Это важная штука, о которой надо помнить. 

Арина
С этим преподавателем мы познакомились на втором курсе. Конкретно у меня пары он не вёл, но его страничка часто высвечивалась в рекомендациях в твиттере и в инстаграме*. У него в подписках было много общих знакомых с факультета, и он оставлял комментарии под их записями. Один раз он ответил на мой комментарий в реплаях под чьим-то твитом, завязалось обсуждение, и он на меня подписался. Ну и я подписалась в ответ.

Наше общение в основном проходило в социальных сетях.
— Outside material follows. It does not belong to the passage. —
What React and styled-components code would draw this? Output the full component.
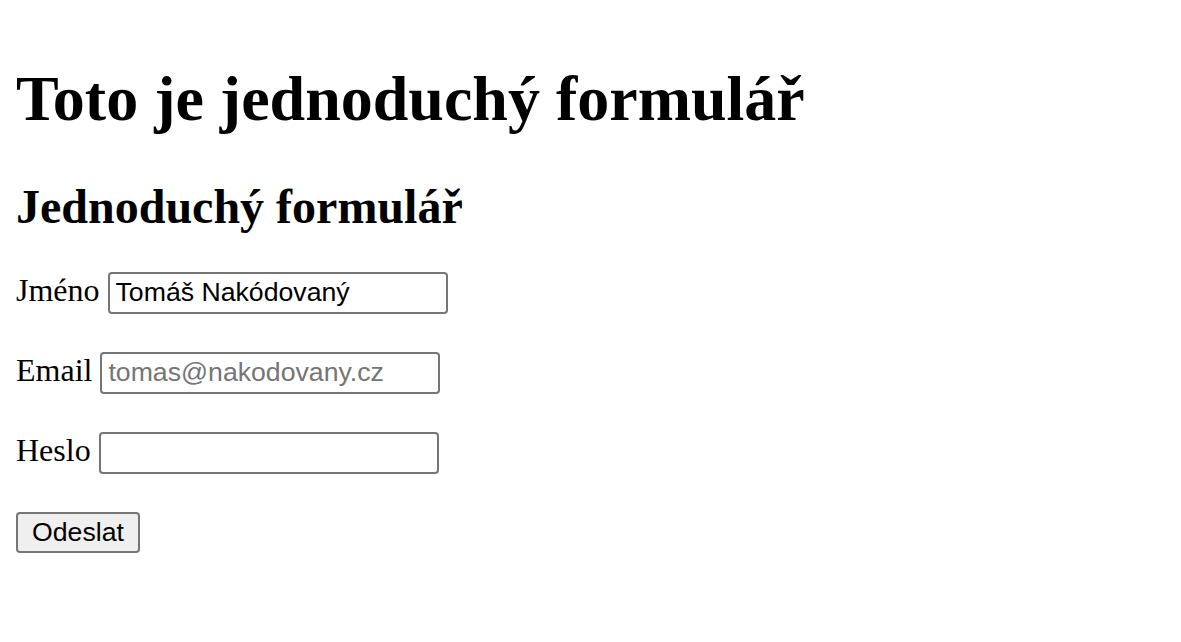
import React from 'react';
import styled, { createGlobalStyle } from 'styled-components';

const GlobalStyle = createGlobalStyle`
	body {
		margin: 16px;
		font-family: 'Liberation Serif', 'Times New Roman', serif;
		font-size: 32px;
		color: #000;
		background: #fff;
	}
`;

const Title = styled.h1`
	font-size: 64px;
	font-weight: bold;
	margin: 46px 0 42.88px;
`;

const Subtitle = styled.h2`
	font-size: 48px;
	font-weight: bold;
	margin: 39.84px 0 36.84px;
`;

const Row = styled.p`
	margin: 38px 0;
`;

const Label = styled.label`
	margin-right: 8px;
`;

const Input = styled.input`
	font-family: 'Liberation Sans', Arial, sans-serif;
	font-size: 26.67px;
	width: 326px;
	box-sizing: content-box;
	height: 34px;
	padding: 2px 4px 2px 6px;
	border: 2px solid #767676;
	border-radius: 4px;
	color: #000;
	background: #fff;
	vertical-align: baseline;

	&::placeholder {
		color: #757575;
	}
`;

const Button = styled.button`
	font-family: 'Liberation Sans', Arial, sans-serif;
	font-size: 26.67px;
	padding: 2px 14px;
	border: 2px solid #767676;
	border-radius: 4px;
	background: #efefef;
	color: #000;
	height: 41px;
`;

export default function App() {
	return (
		<>
			<GlobalStyle />
			<Title>Toto je jednoduchý formulář</Title>
			<Subtitle>Jednoduchý formulář</Subtitle>
			<form onSubmit={(e) => e.preventDefault()}>
				<Row>
					<Label htmlFor='jmeno'>Jméno</Label>
					<Input id='jmeno' type='text' defaultValue='Tomáš Nakódovaný' />
				</Row>
				<Row>
					<Label htmlFor='email'>Email</Label>
					<Input id='email' type='email' placeholder='tomas@nakodovany.cz' />
				</Row>
				<Row>
					<Label htmlFor='heslo'>Heslo</Label>
					<Input id='heslo' type='password' />
				</Row>
				<Row>
					<Button type='submit'>Odeslat</Button>
				</Row>
			</form>
		</>
	);
}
Иногда мы пересекались в учебном корпусе — просто здоровались и могли обменяться парой реплик. 

Он казался мне прикольным. И многим ребятам с факультета тоже. Уже немолодой мужчина на одной волне со студентами: и за мемы шарит, и любит, чтобы к нему на ты обращались, и очень открытый и участливый. 

Я как-то поссорилась с молодым человеком и, как истинная drama queen, завуалированно написала об этом в твиттере. Этот преподаватель тут же поинтересовался в личных сообщениях, что случилось. Не знаю, преследовал ли он своим сочувствием какие-то цели, хотел ли как-то втереться в доверие и сдружиться с интересующей его девочкой, — ничего утверждать не буду. Но тогда я не увидела в этом ничего криминального. Мне, наоборот, показалось, что человек очень отзывчивый. 

В таком режиме — эпизодическое общение в интернете и «привет, как дела?» в учебном корпусе — прошло где-то полтора года. Инициатором чаще всего был он. 

Его поведение стало смущать, когда в ленте начали высвечиваться его лайки под чьими-то нюдсами (обнажёнными фотографиями). Можно долго рассуждать о том, как могут или не могут вести себя преподаватели в социальных сетях, но лайкать голых девушек студенческого возраста, когда на тебя подписана половина факультета — как минимум странно. И уже не похоже на отзывчивость. 

К моим фотографиям он тоже проявлял интерес. Хотя откровенную наготу в контексте «посмотрите, какая у меня грудь» я никогда не постила — фотки как фотки. Лайкал, комментил, даже в личку писал с восхищениями. Мне такое внимание не нравилось. Но я старалась быть вежливой: человек вроде хорошие вещи говорит, зачем ему грубить? 

Но на четвёртом курсе всё изменилось. 

Я заблокировала его во всех социальных сетях после того, как он написал мне с предложением купить вибратор. 

Я, мягко говоря, была в шоке. Он попытался переобуться и преподнести это как шутку, но в следующем же сообщении аккуратно повторил предложение. 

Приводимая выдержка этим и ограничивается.